**SHORT TASK:**
Take from the listing each line that has the string "code".

Stored entries
>> START

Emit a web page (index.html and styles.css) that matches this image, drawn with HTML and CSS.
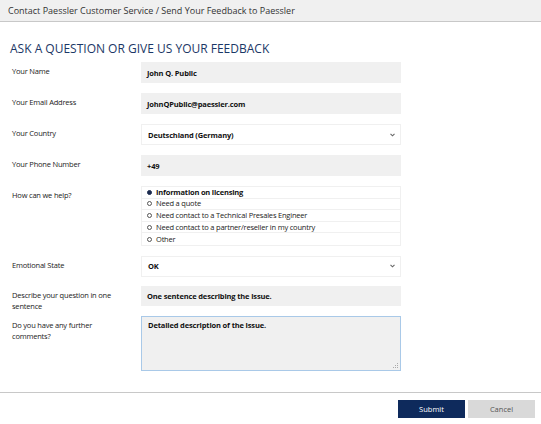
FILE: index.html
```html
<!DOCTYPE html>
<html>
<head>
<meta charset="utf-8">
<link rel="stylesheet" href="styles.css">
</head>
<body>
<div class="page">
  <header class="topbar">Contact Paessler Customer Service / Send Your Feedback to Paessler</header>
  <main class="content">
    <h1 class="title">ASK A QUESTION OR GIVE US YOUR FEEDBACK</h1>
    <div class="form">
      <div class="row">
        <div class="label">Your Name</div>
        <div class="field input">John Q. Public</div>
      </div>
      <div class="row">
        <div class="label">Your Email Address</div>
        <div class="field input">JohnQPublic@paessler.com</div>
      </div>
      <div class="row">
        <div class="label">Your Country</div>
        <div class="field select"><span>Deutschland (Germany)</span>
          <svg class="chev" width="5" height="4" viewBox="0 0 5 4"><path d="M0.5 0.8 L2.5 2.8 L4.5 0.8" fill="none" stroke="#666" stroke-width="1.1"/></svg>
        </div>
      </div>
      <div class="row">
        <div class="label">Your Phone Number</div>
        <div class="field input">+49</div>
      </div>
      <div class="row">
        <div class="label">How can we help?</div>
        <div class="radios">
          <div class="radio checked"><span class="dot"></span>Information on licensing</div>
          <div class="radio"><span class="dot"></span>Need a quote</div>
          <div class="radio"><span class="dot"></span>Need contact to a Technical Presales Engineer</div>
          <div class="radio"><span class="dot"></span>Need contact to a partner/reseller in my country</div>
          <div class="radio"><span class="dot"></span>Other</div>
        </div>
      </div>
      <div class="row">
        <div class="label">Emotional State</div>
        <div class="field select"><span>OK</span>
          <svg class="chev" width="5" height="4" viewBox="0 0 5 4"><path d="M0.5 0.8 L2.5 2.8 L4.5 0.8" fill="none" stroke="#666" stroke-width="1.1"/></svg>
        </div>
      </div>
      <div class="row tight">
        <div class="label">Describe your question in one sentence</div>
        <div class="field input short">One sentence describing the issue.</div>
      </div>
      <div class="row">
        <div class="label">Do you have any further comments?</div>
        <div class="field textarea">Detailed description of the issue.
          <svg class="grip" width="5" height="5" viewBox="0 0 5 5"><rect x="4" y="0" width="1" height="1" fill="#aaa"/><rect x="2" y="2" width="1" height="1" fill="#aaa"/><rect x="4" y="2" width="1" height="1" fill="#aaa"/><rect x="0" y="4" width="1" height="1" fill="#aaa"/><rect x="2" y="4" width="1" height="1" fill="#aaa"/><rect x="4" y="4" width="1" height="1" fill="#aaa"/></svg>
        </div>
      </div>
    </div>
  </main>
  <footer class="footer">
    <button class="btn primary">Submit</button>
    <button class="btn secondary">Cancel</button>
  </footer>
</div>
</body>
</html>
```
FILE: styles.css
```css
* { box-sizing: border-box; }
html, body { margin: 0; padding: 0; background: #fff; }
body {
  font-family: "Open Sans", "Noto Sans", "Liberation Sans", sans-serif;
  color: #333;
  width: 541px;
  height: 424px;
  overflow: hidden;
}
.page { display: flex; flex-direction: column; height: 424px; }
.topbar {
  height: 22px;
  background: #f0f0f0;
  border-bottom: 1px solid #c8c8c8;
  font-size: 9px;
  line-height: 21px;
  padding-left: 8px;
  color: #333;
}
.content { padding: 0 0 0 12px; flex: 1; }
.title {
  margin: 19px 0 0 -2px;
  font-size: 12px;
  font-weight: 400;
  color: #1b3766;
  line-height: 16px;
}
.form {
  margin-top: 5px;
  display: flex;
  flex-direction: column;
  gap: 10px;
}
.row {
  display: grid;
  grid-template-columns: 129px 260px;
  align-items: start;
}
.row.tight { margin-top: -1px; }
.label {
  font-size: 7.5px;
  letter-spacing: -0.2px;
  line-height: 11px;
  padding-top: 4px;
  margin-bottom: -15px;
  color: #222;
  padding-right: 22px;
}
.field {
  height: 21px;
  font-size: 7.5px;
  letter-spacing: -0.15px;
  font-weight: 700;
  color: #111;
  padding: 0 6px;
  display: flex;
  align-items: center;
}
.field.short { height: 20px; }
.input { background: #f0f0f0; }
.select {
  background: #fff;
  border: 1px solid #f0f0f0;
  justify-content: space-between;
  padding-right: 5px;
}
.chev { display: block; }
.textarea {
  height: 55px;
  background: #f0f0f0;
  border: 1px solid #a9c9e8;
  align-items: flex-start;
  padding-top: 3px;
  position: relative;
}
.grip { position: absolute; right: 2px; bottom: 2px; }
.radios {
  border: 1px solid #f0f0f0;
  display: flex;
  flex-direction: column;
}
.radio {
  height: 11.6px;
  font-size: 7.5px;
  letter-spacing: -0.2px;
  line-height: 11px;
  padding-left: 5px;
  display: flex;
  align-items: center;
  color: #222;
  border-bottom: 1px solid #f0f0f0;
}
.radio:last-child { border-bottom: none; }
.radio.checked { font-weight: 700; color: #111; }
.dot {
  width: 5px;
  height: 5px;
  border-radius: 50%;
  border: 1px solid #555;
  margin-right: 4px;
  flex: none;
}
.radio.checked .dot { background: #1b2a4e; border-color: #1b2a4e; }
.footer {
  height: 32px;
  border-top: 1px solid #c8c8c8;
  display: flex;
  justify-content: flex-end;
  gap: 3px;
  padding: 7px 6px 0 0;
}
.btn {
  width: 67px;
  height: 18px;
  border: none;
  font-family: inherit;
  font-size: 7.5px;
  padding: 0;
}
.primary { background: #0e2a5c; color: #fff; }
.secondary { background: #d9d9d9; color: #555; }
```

>> END
>> START

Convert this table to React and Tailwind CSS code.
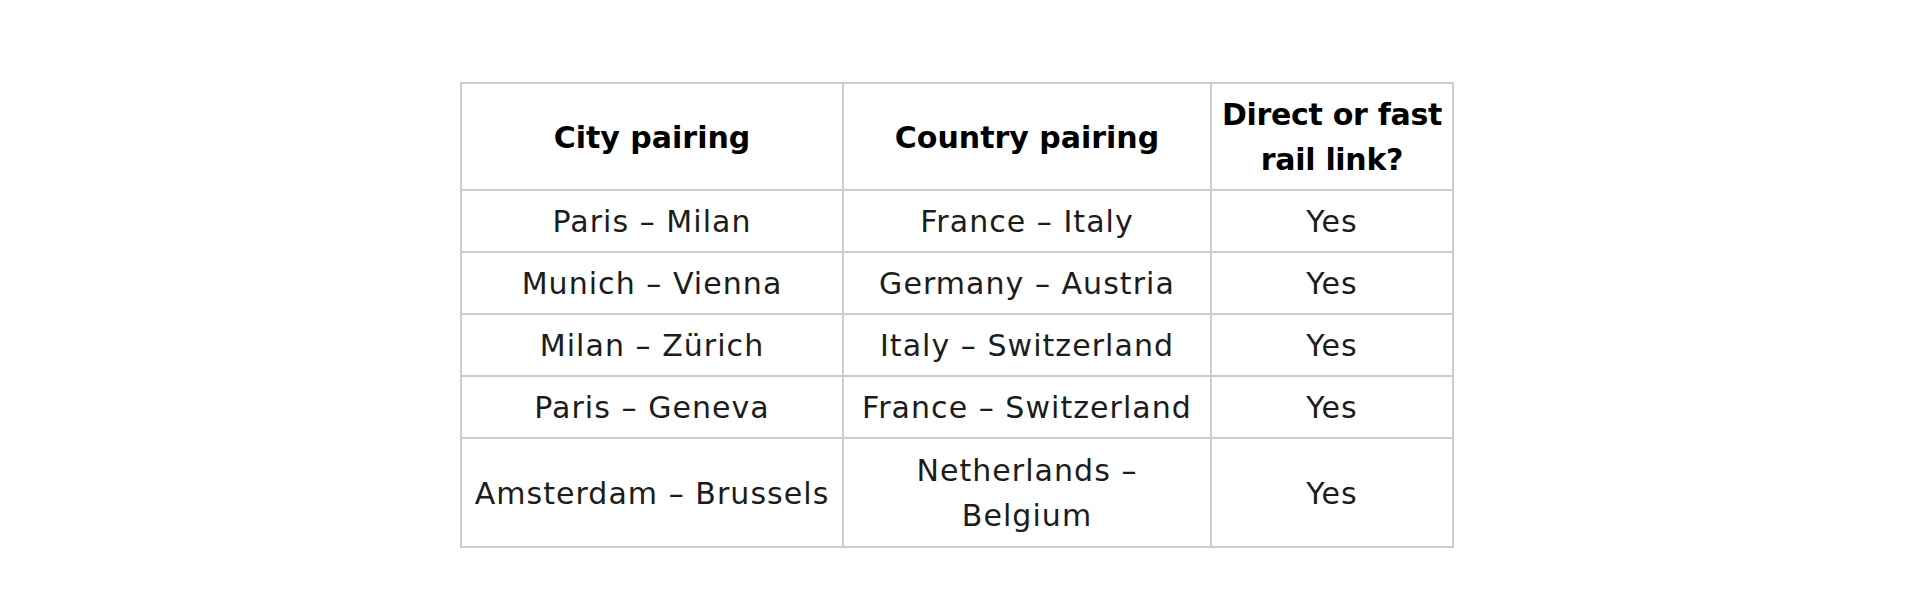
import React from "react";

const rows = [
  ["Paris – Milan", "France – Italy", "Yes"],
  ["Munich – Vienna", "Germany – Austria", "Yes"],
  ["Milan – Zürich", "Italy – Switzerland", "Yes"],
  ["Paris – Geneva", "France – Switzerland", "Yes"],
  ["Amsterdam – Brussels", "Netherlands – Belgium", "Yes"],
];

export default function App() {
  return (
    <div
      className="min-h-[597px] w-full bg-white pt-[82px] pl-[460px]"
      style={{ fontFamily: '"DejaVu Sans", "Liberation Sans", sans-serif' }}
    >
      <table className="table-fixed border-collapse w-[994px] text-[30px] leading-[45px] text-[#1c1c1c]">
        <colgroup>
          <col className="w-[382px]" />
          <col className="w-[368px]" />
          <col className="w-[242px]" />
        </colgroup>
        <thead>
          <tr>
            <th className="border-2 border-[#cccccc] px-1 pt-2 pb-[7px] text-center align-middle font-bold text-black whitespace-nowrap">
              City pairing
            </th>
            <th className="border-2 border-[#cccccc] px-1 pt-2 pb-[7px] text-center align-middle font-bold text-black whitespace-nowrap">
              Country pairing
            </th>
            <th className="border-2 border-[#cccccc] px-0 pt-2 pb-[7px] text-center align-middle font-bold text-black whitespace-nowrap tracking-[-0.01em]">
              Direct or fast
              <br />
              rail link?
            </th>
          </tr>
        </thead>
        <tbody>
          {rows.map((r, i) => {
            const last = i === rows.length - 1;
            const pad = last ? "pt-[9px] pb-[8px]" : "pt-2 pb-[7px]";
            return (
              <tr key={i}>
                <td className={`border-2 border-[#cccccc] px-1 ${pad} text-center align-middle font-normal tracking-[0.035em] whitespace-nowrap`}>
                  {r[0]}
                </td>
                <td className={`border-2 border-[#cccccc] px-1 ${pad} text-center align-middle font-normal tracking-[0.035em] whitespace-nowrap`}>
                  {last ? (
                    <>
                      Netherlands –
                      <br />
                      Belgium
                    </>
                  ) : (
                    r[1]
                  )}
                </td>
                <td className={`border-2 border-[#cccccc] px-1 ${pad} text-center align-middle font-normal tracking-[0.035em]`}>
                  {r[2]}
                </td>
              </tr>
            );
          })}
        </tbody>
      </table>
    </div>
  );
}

>> END
>> START

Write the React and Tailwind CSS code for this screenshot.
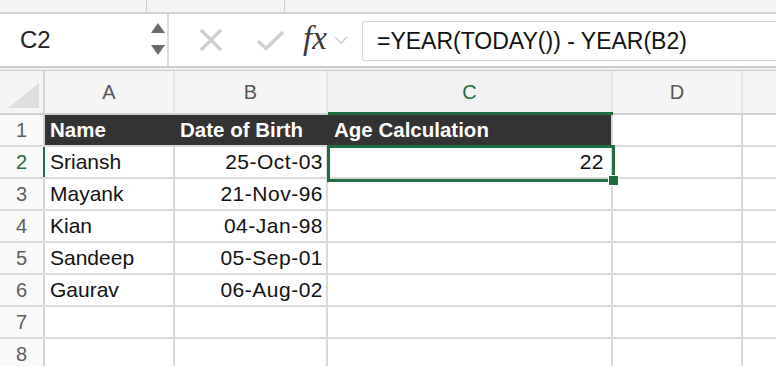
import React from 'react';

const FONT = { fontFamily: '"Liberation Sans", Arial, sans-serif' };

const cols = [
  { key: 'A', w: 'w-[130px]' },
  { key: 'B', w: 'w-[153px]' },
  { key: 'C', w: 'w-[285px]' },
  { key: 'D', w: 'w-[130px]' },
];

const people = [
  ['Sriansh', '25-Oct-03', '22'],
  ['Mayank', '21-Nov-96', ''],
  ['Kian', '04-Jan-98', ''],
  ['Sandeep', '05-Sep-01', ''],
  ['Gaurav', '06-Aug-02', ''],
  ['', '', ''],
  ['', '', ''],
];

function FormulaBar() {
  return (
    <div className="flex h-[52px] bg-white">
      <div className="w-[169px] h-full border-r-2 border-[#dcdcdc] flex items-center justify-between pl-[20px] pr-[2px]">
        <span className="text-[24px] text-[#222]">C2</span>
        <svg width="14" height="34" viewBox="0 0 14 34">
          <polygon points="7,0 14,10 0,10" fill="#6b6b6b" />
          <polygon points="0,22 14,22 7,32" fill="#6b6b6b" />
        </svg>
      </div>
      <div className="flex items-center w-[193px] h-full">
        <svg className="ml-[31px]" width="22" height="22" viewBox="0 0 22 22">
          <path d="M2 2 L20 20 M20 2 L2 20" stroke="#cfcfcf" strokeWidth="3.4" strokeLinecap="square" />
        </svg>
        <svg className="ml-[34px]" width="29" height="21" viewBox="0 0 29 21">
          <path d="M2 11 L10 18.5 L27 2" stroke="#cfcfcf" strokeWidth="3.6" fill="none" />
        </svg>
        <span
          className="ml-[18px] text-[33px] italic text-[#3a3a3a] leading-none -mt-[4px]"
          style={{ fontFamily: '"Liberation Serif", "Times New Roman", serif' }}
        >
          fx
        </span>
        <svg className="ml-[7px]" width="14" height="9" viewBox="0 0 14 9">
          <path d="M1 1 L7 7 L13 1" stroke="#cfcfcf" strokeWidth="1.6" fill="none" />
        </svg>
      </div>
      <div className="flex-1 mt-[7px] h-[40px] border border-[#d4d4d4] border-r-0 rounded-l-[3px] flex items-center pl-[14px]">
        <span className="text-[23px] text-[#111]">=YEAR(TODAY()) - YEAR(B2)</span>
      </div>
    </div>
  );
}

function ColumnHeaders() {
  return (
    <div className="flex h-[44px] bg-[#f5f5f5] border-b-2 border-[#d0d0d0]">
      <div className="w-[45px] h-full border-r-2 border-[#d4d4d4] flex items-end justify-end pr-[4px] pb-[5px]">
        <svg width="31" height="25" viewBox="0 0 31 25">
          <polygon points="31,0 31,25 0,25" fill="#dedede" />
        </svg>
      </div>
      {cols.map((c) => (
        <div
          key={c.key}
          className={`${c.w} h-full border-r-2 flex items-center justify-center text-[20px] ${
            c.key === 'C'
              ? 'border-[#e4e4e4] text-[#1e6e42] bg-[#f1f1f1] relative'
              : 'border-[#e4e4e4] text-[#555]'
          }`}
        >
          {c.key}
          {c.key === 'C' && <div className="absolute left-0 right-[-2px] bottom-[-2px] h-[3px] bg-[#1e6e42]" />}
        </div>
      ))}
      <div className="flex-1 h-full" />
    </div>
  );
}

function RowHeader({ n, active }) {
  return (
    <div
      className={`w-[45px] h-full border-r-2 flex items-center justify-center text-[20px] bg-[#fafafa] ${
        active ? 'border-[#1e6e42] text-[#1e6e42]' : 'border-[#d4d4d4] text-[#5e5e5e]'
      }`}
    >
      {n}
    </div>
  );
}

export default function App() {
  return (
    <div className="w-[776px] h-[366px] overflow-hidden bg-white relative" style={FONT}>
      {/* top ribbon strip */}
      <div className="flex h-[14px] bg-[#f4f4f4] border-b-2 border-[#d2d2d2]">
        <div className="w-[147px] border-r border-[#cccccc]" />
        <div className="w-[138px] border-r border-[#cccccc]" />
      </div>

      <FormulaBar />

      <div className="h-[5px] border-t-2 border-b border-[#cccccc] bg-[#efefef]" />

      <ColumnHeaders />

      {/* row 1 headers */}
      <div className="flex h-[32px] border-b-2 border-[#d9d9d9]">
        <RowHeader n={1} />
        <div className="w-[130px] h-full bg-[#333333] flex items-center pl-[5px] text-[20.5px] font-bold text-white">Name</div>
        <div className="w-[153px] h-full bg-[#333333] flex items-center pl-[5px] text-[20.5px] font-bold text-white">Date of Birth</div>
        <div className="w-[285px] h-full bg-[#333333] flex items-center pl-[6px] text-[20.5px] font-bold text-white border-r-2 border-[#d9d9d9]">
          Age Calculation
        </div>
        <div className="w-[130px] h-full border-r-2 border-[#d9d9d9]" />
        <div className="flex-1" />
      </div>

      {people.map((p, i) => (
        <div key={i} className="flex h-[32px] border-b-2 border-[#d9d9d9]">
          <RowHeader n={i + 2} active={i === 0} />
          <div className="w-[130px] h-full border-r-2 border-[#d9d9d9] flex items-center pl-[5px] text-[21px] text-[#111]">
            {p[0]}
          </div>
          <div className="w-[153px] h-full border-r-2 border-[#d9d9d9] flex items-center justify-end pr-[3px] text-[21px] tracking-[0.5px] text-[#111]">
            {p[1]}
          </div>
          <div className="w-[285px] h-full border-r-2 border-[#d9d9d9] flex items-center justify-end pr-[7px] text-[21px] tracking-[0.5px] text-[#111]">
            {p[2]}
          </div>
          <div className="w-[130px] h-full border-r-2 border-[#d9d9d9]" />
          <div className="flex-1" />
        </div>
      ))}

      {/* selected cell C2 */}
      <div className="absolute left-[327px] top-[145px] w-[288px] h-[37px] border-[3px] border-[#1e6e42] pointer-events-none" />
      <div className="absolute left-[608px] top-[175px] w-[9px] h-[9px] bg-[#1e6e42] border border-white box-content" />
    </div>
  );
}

>> END

**SOLUTION:**
Convert this table to React and Tailwind CSS code.
Write the React and Tailwind CSS code for this screenshot.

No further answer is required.